━━━ Data block

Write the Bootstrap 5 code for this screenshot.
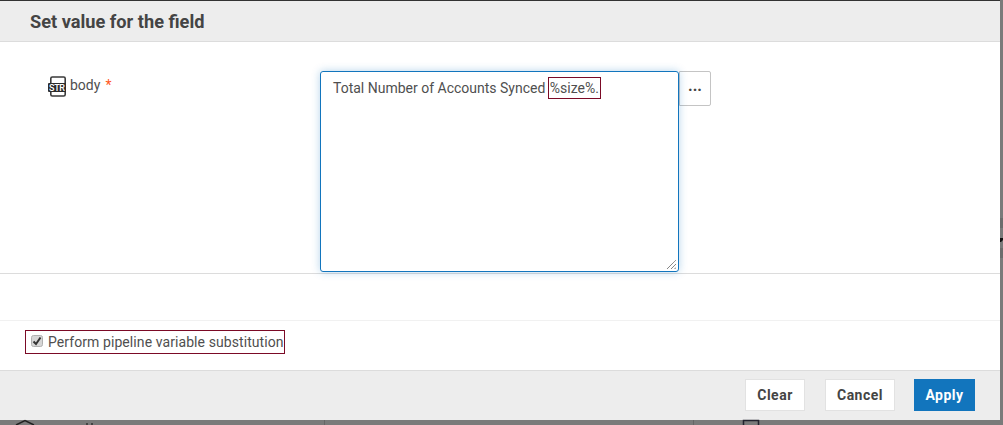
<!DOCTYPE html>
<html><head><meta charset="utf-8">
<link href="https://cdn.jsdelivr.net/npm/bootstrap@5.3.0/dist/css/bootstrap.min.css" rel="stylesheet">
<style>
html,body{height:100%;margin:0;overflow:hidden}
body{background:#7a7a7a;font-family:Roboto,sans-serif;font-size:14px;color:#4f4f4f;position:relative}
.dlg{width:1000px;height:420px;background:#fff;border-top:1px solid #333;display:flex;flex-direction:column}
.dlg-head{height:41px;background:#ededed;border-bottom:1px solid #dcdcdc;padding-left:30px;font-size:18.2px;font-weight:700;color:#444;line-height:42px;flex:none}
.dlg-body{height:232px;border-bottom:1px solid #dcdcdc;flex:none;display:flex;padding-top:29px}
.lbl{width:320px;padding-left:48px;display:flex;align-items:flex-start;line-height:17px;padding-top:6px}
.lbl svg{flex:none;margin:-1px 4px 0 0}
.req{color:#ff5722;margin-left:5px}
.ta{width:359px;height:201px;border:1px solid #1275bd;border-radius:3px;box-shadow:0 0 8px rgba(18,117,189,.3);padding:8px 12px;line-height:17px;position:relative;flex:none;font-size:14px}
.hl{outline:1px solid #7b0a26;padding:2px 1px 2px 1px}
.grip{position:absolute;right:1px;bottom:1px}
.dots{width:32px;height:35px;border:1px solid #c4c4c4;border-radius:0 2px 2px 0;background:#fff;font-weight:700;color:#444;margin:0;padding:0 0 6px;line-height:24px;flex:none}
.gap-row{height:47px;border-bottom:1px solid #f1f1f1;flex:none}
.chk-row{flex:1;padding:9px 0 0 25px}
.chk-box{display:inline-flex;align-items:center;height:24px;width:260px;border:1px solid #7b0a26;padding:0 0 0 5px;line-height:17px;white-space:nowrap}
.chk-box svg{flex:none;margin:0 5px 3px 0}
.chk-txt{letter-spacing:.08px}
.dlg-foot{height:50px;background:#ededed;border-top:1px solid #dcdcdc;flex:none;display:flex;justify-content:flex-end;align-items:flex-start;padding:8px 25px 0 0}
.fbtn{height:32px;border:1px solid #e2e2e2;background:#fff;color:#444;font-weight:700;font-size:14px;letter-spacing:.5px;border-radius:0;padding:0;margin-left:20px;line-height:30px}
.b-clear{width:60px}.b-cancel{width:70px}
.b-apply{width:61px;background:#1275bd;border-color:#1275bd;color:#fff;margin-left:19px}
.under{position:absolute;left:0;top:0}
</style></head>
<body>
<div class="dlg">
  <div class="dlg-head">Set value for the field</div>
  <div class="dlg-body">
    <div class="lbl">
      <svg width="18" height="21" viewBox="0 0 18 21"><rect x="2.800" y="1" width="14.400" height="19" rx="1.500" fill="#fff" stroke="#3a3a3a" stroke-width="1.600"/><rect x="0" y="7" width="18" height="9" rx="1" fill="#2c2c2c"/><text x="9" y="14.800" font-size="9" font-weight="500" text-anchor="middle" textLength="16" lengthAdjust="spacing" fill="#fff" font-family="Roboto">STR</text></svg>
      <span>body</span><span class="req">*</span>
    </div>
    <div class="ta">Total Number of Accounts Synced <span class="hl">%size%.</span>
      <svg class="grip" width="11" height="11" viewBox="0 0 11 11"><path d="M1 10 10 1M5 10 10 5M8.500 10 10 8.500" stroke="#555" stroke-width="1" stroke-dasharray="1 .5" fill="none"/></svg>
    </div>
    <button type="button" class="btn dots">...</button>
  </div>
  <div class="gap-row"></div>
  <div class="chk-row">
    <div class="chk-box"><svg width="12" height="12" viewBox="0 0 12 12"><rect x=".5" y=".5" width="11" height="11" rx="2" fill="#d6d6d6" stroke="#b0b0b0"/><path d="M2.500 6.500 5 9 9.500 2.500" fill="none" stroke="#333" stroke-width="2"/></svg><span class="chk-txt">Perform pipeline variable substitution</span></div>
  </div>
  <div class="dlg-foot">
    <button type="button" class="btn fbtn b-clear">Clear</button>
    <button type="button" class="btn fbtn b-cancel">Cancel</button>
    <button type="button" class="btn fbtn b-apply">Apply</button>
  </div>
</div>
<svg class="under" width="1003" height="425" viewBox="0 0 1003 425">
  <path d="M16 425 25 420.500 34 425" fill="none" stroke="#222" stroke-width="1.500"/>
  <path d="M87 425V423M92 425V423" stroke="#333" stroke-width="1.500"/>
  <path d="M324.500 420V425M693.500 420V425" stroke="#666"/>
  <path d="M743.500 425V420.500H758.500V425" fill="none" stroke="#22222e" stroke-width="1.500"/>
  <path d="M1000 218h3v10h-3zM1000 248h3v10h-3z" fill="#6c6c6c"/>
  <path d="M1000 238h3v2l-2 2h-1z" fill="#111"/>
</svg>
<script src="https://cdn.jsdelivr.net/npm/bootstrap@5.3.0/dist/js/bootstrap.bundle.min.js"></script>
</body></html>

━━━━━━

__Exercise description__
Without the pictures, transcribe the listing above exactly.

__Written solution__
Write the Bootstrap 5 code for this screenshot.
<!DOCTYPE html>
<html><head><meta charset="utf-8">
<link href="https://cdn.jsdelivr.net/npm/bootstrap@5.3.0/dist/css/bootstrap.min.css" rel="stylesheet">
<style>
html,body{height:100%;margin:0;overflow:hidden}
body{background:#7a7a7a;font-family:Roboto,sans-serif;font-size:14px;color:#4f4f4f;position:relative}
.dlg{width:1000px;height:420px;background:#fff;border-top:1px solid #333;display:flex;flex-direction:column}
.dlg-head{height:41px;background:#ededed;border-bottom:1px solid #dcdcdc;padding-left:30px;font-size:18.2px;font-weight:700;color:#444;line-height:42px;flex:none}
.dlg-body{height:232px;border-bottom:1px solid #dcdcdc;flex:none;display:flex;padding-top:29px}
.lbl{width:320px;padding-left:48px;display:flex;align-items:flex-start;line-height:17px;padding-top:6px}
.lbl svg{flex:none;margin:-1px 4px 0 0}
.req{color:#ff5722;margin-left:5px}
.ta{width:359px;height:201px;border:1px solid #1275bd;border-radius:3px;box-shadow:0 0 8px rgba(18,117,189,.3);padding:8px 12px;line-height:17px;position:relative;flex:none;font-size:14px}
.hl{outline:1px solid #7b0a26;padding:2px 1px 2px 1px}
.grip{position:absolute;right:1px;bottom:1px}
.dots{width:32px;height:35px;border:1px solid #c4c4c4;border-radius:0 2px 2px 0;background:#fff;font-weight:700;color:#444;margin:0;padding:0 0 6px;line-height:24px;flex:none}
.gap-row{height:47px;border-bottom:1px solid #f1f1f1;flex:none}
.chk-row{flex:1;padding:9px 0 0 25px}
.chk-box{display:inline-flex;align-items:center;height:24px;width:260px;border:1px solid #7b0a26;padding:0 0 0 5px;line-height:17px;white-space:nowrap}
.chk-box svg{flex:none;margin:0 5px 3px 0}
.chk-txt{letter-spacing:.08px}
.dlg-foot{height:50px;background:#ededed;border-top:1px solid #dcdcdc;flex:none;display:flex;justify-content:flex-end;align-items:flex-start;padding:8px 25px 0 0}
.fbtn{height:32px;border:1px solid #e2e2e2;background:#fff;color:#444;font-weight:700;font-size:14px;letter-spacing:.5px;border-radius:0;padding:0;margin-left:20px;line-height:30px}
.b-clear{width:60px}.b-cancel{width:70px}
.b-apply{width:61px;background:#1275bd;border-color:#1275bd;color:#fff;margin-left:19px}
.under{position:absolute;left:0;top:0}
</style></head>
<body>
<div class="dlg">
  <div class="dlg-head">Set value for the field</div>
  <div class="dlg-body">
    <div class="lbl">
      <svg width="18" height="21" viewBox="0 0 18 21"><rect x="2.800" y="1" width="14.400" height="19" rx="1.500" fill="#fff" stroke="#3a3a3a" stroke-width="1.600"/><rect x="0" y="7" width="18" height="9" rx="1" fill="#2c2c2c"/><text x="9" y="14.800" font-size="9" font-weight="500" text-anchor="middle" textLength="16" lengthAdjust="spacing" fill="#fff" font-family="Roboto">STR</text></svg>
      <span>body</span><span class="req">*</span>
    </div>
    <div class="ta">Total Number of Accounts Synced <span class="hl">%size%.</span>
      <svg class="grip" width="11" height="11" viewBox="0 0 11 11"><path d="M1 10 10 1M5 10 10 5M8.500 10 10 8.500" stroke="#555" stroke-width="1" stroke-dasharray="1 .5" fill="none"/></svg>
    </div>
    <button type="button" class="btn dots">...</button>
  </div>
  <div class="gap-row"></div>
  <div class="chk-row">
    <div class="chk-box"><svg width="12" height="12" viewBox="0 0 12 12"><rect x=".5" y=".5" width="11" height="11" rx="2" fill="#d6d6d6" stroke="#b0b0b0"/><path d="M2.500 6.500 5 9 9.500 2.500" fill="none" stroke="#333" stroke-width="2"/></svg><span class="chk-txt">Perform pipeline variable substitution</span></div>
  </div>
  <div class="dlg-foot">
    <button type="button" class="btn fbtn b-clear">Clear</button>
    <button type="button" class="btn fbtn b-cancel">Cancel</button>
    <button type="button" class="btn fbtn b-apply">Apply</button>
  </div>
</div>
<svg class="under" width="1003" height="425" viewBox="0 0 1003 425">
  <path d="M16 425 25 420.500 34 425" fill="none" stroke="#222" stroke-width="1.500"/>
  <path d="M87 425V423M92 425V423" stroke="#333" stroke-width="1.500"/>
  <path d="M324.500 420V425M693.500 420V425" stroke="#666"/>
  <path d="M743.500 425V420.500H758.500V425" fill="none" stroke="#22222e" stroke-width="1.500"/>
  <path d="M1000 218h3v10h-3zM1000 248h3v10h-3z" fill="#6c6c6c"/>
  <path d="M1000 238h3v2l-2 2h-1z" fill="#111"/>
</svg>
<script src="https://cdn.jsdelivr.net/npm/bootstrap@5.3.0/dist/js/bootstrap.bundle.min.js"></script>
</body></html>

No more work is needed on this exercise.